* _Source excerpt_:

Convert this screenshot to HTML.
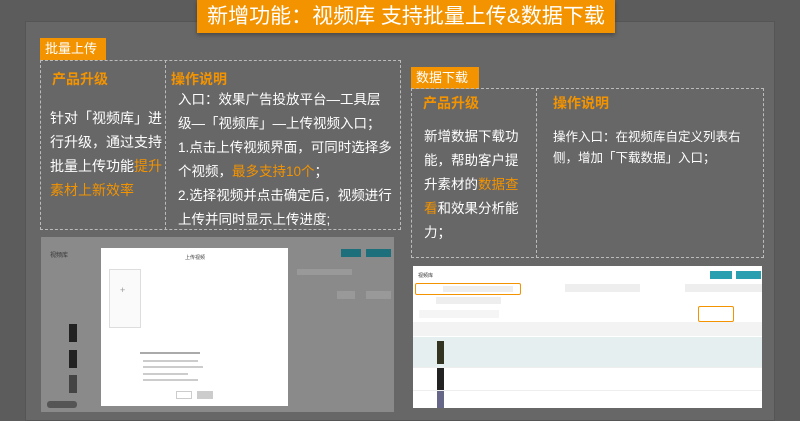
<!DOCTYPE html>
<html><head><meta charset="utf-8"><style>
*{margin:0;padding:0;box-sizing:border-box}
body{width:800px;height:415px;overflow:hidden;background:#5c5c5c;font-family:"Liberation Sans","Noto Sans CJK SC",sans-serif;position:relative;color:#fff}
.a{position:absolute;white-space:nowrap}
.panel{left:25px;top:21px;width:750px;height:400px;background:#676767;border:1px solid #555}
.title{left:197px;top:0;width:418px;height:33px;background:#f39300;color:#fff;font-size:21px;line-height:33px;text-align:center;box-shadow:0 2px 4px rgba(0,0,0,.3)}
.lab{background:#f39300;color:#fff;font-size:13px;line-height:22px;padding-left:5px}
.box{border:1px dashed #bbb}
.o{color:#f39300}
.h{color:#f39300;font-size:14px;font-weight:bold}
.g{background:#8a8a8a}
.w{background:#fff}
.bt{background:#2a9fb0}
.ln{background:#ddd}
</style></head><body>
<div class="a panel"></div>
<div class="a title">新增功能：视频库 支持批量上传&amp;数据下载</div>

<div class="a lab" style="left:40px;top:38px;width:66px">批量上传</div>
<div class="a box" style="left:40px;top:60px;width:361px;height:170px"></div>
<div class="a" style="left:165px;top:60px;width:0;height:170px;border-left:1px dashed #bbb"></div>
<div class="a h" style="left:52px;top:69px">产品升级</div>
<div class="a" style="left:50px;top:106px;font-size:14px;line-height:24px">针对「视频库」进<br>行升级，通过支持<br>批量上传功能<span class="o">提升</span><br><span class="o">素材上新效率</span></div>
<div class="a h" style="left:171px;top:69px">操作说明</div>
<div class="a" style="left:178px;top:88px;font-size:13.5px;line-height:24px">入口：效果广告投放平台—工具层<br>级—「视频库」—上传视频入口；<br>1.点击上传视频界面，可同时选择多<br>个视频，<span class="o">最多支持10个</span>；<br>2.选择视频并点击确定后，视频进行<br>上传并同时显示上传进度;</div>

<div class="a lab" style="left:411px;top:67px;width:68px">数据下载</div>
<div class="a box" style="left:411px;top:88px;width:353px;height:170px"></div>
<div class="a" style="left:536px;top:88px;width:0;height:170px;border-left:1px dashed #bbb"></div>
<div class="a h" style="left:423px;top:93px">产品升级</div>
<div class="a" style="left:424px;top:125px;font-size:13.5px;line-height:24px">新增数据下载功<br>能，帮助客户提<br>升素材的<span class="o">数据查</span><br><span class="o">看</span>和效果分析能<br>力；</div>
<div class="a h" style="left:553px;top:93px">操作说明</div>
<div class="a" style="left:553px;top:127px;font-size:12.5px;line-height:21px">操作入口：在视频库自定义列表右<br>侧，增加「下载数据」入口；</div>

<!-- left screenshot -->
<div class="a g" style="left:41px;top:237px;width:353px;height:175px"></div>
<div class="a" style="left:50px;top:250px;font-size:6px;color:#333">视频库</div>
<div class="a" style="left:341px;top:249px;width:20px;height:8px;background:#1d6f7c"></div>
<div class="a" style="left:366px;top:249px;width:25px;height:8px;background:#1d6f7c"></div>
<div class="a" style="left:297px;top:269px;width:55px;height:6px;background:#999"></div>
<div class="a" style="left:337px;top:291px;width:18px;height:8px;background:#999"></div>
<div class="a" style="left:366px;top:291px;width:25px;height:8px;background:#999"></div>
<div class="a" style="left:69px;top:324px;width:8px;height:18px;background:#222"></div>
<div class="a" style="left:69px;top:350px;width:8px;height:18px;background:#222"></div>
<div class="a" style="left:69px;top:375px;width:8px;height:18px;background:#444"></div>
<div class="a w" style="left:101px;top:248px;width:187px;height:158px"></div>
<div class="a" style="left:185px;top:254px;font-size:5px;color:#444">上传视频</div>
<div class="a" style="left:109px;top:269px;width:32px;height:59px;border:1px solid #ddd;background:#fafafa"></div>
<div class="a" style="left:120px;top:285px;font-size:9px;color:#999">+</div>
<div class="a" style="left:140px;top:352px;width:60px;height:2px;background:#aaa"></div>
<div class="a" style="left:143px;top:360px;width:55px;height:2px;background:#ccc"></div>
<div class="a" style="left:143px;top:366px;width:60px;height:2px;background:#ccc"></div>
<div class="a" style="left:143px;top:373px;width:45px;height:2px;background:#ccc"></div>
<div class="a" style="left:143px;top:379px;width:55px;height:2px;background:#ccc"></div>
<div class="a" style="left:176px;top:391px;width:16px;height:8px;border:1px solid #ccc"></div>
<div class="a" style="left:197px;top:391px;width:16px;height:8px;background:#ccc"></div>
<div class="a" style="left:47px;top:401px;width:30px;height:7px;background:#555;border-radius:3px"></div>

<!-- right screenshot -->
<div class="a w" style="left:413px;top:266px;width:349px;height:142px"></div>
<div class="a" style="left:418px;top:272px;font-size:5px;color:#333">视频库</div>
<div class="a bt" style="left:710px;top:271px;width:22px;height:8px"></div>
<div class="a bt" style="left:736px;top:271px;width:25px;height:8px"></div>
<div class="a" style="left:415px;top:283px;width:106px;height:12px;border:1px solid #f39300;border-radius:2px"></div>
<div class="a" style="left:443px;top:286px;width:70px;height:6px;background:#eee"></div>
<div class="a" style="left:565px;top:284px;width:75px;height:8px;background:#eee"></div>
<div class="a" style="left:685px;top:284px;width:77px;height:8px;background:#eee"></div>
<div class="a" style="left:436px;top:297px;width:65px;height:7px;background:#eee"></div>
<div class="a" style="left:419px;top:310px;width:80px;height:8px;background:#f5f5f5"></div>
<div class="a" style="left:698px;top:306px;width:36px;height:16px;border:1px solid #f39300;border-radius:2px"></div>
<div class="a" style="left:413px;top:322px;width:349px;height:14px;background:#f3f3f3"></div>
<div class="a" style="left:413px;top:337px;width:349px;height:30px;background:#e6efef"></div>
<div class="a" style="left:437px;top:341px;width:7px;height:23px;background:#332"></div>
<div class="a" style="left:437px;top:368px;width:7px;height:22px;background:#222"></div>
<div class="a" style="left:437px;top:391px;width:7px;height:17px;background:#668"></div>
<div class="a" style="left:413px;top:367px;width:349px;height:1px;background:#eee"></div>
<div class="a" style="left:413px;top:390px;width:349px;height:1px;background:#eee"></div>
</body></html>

* _Problem to solve_: Gather and return every line that holds the string "screenshot".

* _Task response_:
Convert this screenshot to HTML.
<!-- left screenshot -->
<!-- right screenshot -->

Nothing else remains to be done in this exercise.